Lieutenant General Sir Richard Bourke - Sydney, Australia
S 33° 51.964 E 151° 12.763
56H E 334679 N 6251256
This bronze statue of Lieutenant General Sir Richard Bourke is located in front of the State Library (eastern side of Macquarie Street) in Sydney, New South Wales, Australia.
Waymark Code: WM5ZRW
Location: New South Wales, Australia
Date Posted: 03/08/2009
Views: 18
The inscription reads as follows:
This Statue of Lieutenant General Sir Richard Bourke, K.C.B. is erected by the people of New South Wales to record his able honest and benevolent administration from 1831 to 1837 selected for the government at a period of sincular difficulty. His judgement, urbanity and firmness justified the choice. Comprehending at once the vast resources peculiar to this colony. He applied them, for the first time, systematically to its benefit. He voluntarily divested himself of the prodicious influence arising from the assignment of penal labour an enacted just and salutary laws for the amelioration of penal discipline. He was the first governor who published satisfactory accounts of the public receipts and expenditure.
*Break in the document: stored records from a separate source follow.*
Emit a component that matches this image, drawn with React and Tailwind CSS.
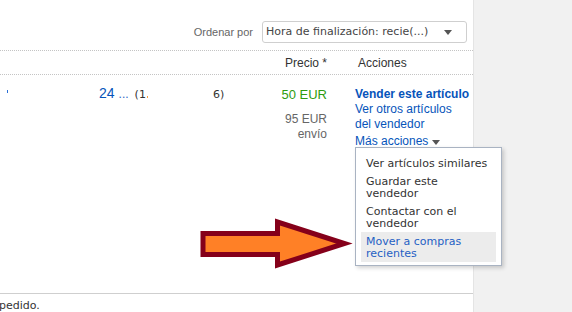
import React from 'react';

const arial = "font-['Liberation_Sans',Arial,sans-serif]";
const verdana = "font-['DejaVu_Sans',Verdana,sans-serif]";

const menuItems = [
  { label: 'Ver artículos similares' },
  { label: 'Guardar este vendedor' },
  { label: 'Contactar con el vendedor' },
  { label: 'Mover a compras recientes', active: true },
];

const App = () => {
  return (
    <div className={`w-full h-[312px] flex overflow-hidden ${arial}`}>
      {/* Main white panel */}
      <div className="w-[473px] h-full bg-white relative flex flex-col">
        {/* Sort bar */}
        <div className="h-[51px] border-b border-dotted border-[#c4c4c4] flex justify-end items-start pt-[21px] pr-[6px]">
          <div className="h-[22px] flex items-center text-[11px] text-[#666] mr-[9px]">Ordenar por</div>
          <div className="w-[205px] h-[22px] border border-[#cfcfcf] rounded-[3px] flex items-center justify-between pl-[3px] pr-[14px]">
            <span className={`${verdana} text-[11px] text-[#444] whitespace-nowrap`}>
              Hora de finalización: recie(...)
            </span>
            <span className="w-0 h-0 border-l-[4.5px] border-r-[4.5px] border-t-[5px] border-l-transparent border-r-transparent border-t-[#555]" />
          </div>
        </div>

        {/* Header row */}
        <div className="h-[24px] border-b border-dotted border-[#c4c4c4] flex items-center pt-[1px] text-[12px] text-[#333]">
          <div className="w-[283px]" />
          <div className="w-[72px] pl-[2px]">Precio *</div>
          <div className="pl-[3px]">Acciones</div>
        </div>

        {/* Item row */}
        <div className="flex pt-[12px] text-[12px]">
          <div className="w-[283px] relative flex items-start -mt-[1px]">
            <span className="w-[1px] h-[3px] bg-[#2a6fd6] mt-[4px] ml-[7px]" />
            <div className="ml-[91px] flex items-baseline whitespace-nowrap leading-[15px]">
              <span className="text-[14px] text-[#0654ba]">24</span>
              <span className="text-[12px] text-[#3365c4] ml-[4px]">...</span>
              <span className={`${verdana} text-[11px] text-[#333] ml-[6px]`}>(1</span>
              <span className="w-[1px] h-[2px] bg-[#f5a040] ml-[1px]" />
              <span className={`${verdana} text-[11px] text-[#333] ml-[65px]`}>6)</span>
            </div>
          </div>

          <div className="w-[72px]">
            <div className="w-[44px] flex flex-col items-end">
              <div className="w-[44px] flex justify-end whitespace-nowrap text-[13px] leading-[15px] text-[#2e9c0e]">
                50 EUR
              </div>
              <div className="mt-[10px] leading-[15px] text-[#666] whitespace-nowrap">95 EUR</div>
              <div className="leading-[15px] text-[#666]">envío</div>
            </div>
          </div>

          <div className="flex flex-col leading-[15px] text-[#0654ba] whitespace-nowrap">
            <span className="font-bold">Vender este artículo</span>
            <span>Ver otros artículos</span>
            <span>del vendedor</span>
            <span className="mt-[2px] flex items-center">
              Más acciones
              <span className="ml-[4px] mt-[2px] w-0 h-0 border-l-[4px] border-r-[4px] border-t-[5px] border-l-transparent border-r-transparent border-t-[#555]" />
            </span>
          </div>
        </div>

        {/* Footer */}
        <div className="mt-auto h-[19px] border-t border-[#cfcfcf] pt-[6px]">
          <div className={`${verdana} text-[11px] leading-[12px] text-[#333] -ml-[1px]`}>pedido.</div>
        </div>

        {/* Dropdown menu */}
        <div className={`absolute left-[355px] top-[147px] w-[147px] bg-white border border-[#a9b3c2] shadow-[2px_2px_4px_rgba(0,0,0,0.18)] pt-[6px] pb-[3px] px-[5px] ${verdana} text-[11px] leading-[12px] z-10`}>
          {menuItems.map((item) => (
            <div
              key={item.label}
              className={`px-[5px] pt-[4px] pb-[2px] ${item.active ? 'bg-[#ececec] text-[#1f5fc4]' : 'text-[#333]'}`}
            >
              {item.label}
            </div>
          ))}
        </div>

        {/* Annotation arrow */}
        <svg
          className="absolute left-[198px] top-[218px]"
          width="160"
          height="54"
          viewBox="198 218 160 54"
        >
          <polygon
            points="203,233.5 277.5,233.5 277.5,222 344.5,243.5 277.5,265 277.5,254.5 203,254.5"
            fill="#ff8026"
            stroke="#85001a"
            strokeWidth="5"
            strokeLinejoin="miter"
          />
        </svg>
      </div>

      {/* Right grey side */}
      <div className="flex-1 h-full bg-[#f1f1f1] border-l border-[#e4e4e4]" />
    </div>
  );
};

export default App;
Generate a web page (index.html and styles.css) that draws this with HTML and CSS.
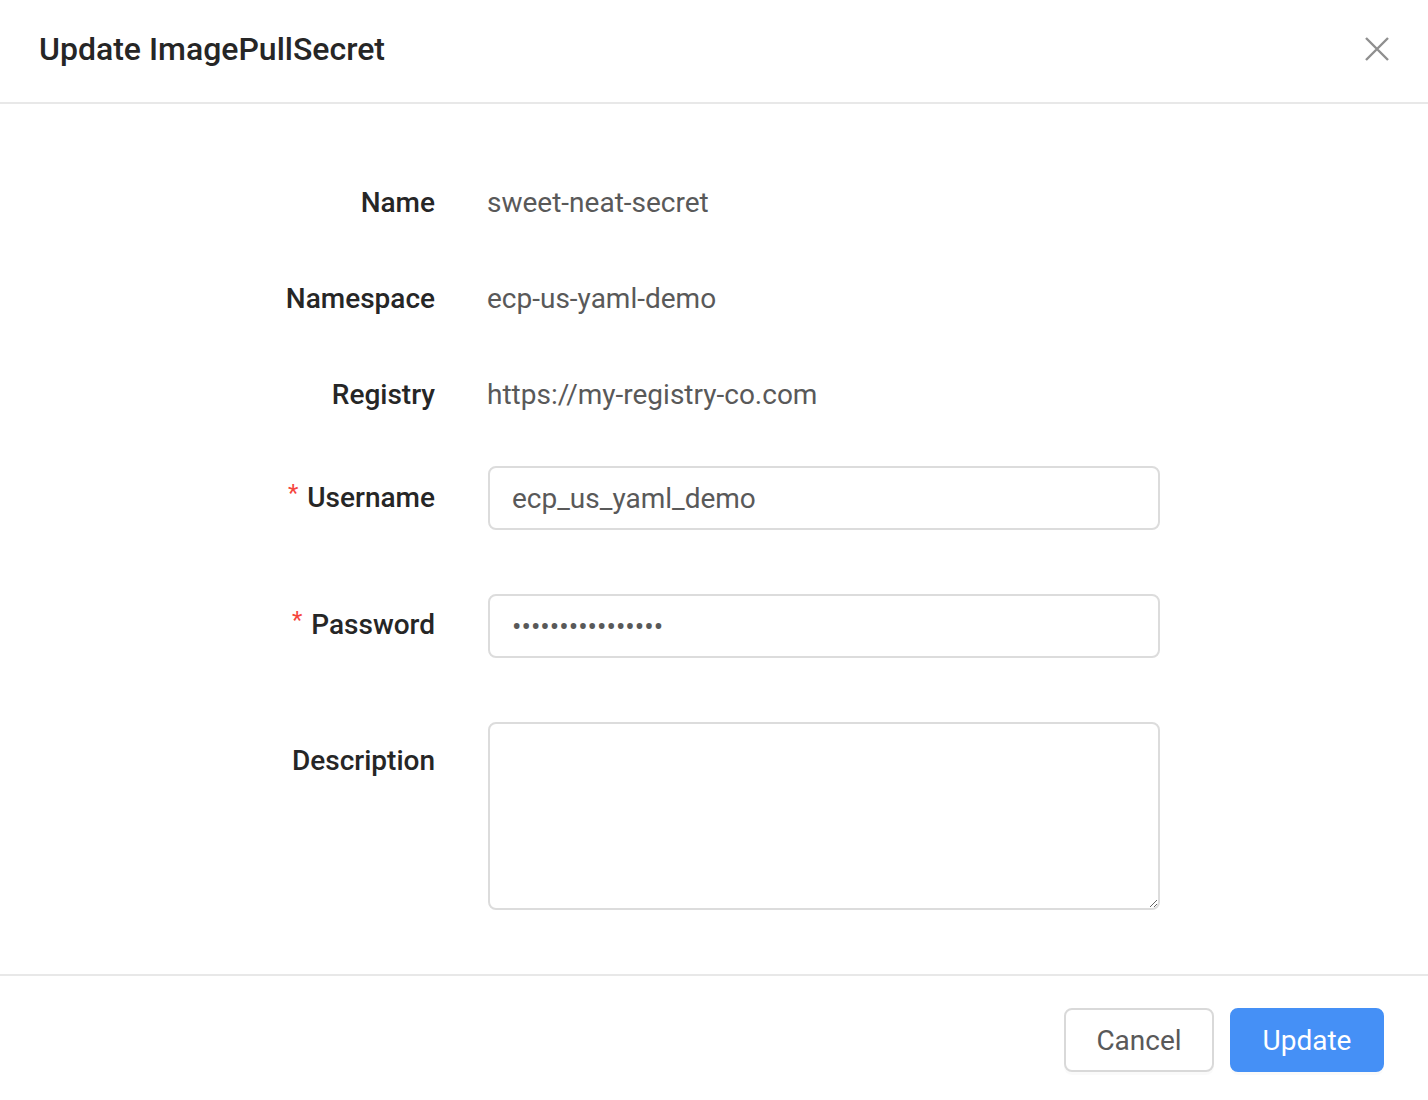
FILE: index.html
```html
<!DOCTYPE html>
<html lang="en">
<head>
<meta charset="utf-8">
<title>Update ImagePullSecret</title>
<link rel="stylesheet" href="styles.css">
</head>
<body>
<div class="dialog">
  <header class="dialog-header">
    <h1 class="dialog-title">Update ImagePullSecret</h1>
    <button class="close-btn" aria-label="Close">
      <svg width="24" height="24" viewBox="0 0 24 24"><path d="M1 1 L23 23 M23 1 L1 23" stroke="#8f8f8f" stroke-width="2.4" fill="none"/></svg>
    </button>
  </header>
  <main class="dialog-body">
    <form class="form">
      <div class="row static">
        <label class="label">Name</label>
        <div class="value">sweet-neat-secret</div>
      </div>
      <div class="row static">
        <label class="label">Namespace</label>
        <div class="value">ecp-us-yaml-demo</div>
      </div>
      <div class="row static last">
        <label class="label">Registry</label>
        <div class="value">https://my-registry-co.com</div>
      </div>
      <div class="row field">
        <label class="label required">Username</label>
        <input class="input" type="text" value="ecp_us_yaml_demo">
      </div>
      <div class="row field">
        <label class="label required pw">Password</label>
        <input class="input" type="password" value="abcdefghijklmnop">
      </div>
      <div class="row field area">
        <label class="label">Description</label>
        <textarea class="textarea"></textarea>
      </div>
    </form>
  </main>
  <footer class="dialog-footer">
    <button class="btn btn-default">Cancel</button>
    <button class="btn btn-primary">Update</button>
  </footer>
</div>
</body>
</html>
```
FILE: styles.css
```css
* { box-sizing: border-box; }
html, body { margin: 0; padding: 0; background: #fff; }
body { font-family: Roboto, "Liberation Sans", sans-serif; color: #262626; }

.dialog { width: 1428px; height: 1100px; display: flex; flex-direction: column; }

.dialog-header {
  height: 104px;
  border-bottom: 2px solid #e8e8e8;
  display: flex;
  align-items: center;
  justify-content: space-between;
  padding: 0 39px 4px 40px;
}
.dialog-title { margin: 0 0 0 -1px; font-size: 32px; font-weight: 500; color: #262626; letter-spacing: 0; }
.close-btn { border: 0; background: none; padding: 0; width: 24px; height: 24px; display: flex; cursor: pointer; }

.dialog-body { padding-top: 66px; height: 872px; border-bottom: 2px solid #e8e8e8; }

.form { display: flex; flex-direction: column; }
.row { display: grid; grid-template-columns: 435px 672px; column-gap: 53px; align-items: center; }
.row.static { height: 64px; margin-bottom: 32px; }
.row.static.last { margin-bottom: 40px; }
.row.field { margin-bottom: 64px; }
.row.area { align-items: start; }
.row.area .label { line-height: 78px; top: 0; }
.row.static .value { margin-left: -1px; }
.row.static .label { top: 1px; }

.label { text-align: right; font-size: 28px; font-weight: 500; color: #262626; line-height: 1; position: relative; top: 0; }
.label.pw { top: -1px; }
.label.required::before { content: "*"; color: #f5453d; margin-right: 9px; font-size: 24px; font-weight: 400; vertical-align: top; position: relative; top: -3px; }
.value { font-size: 28px; color: #595959; }

.input {
  height: 64px; width: 672px;
  border: 2px solid #dcdcdc; border-radius: 8px;
  padding: 0 22px;
  font-family: Roboto, "Liberation Sans", sans-serif;
  font-size: 28px; color: #595959;
  outline: none;
}
.textarea {
  display: block; height: 188px; width: 672px;
  border: 2px solid #dcdcdc; border-radius: 8px;
  padding: 10px 22px;
  font-family: Roboto, "Liberation Sans", sans-serif;
  font-size: 28px; color: #595959;
  outline: none;
}

.dialog-footer {
  flex: 1;
  display: flex; justify-content: flex-end; align-items: flex-start;
  gap: 16px;
  padding: 32px 44px 0 0;
}
.btn {
  height: 64px; border-radius: 8px;
  font-family: Roboto, "Liberation Sans", sans-serif;
  font-size: 28px; font-weight: 400;
  box-shadow: 0 3px 0 rgba(0,0,0,0.02);
  cursor: pointer;
}
.btn-default { width: 150px; background: #fff; border: 2px solid #d9d9d9; color: #595959; }
.btn-primary { width: 154px; background: #4590f6; border: 2px solid #4590f6; color: #fff; }
```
Without oppression or detriment to any interest he raised the revenue to a vast amount and from its surplus, realized extensive plans of immigration. He established religious equality on a just and firm basis and sought to provide for all without distinction of sect, a sound and adequate system of national education. He constructed various public works of permanent utility. He founded the flourishing settlement of Port Phillip and threw open the unlimited wilds of Australia to pastoral enterprize. He established savings banks and was the patron of the first Mechanic's Institute. He created an equitable tribunal for determining upon claims to grants of lands. He was the warm friend of the liberty of press. He extended trial by jury after its almost total suspension for many years. By these and numerous other measures for the moral, religious, and general improvement of all classes, he raised the colony to unexampled prosperity; and retired amid the reverent and affectionate regret of the people; having won their confidence by his integrity, their gratitude by his services, their admiration by his public talents, and their esteem by his private worth.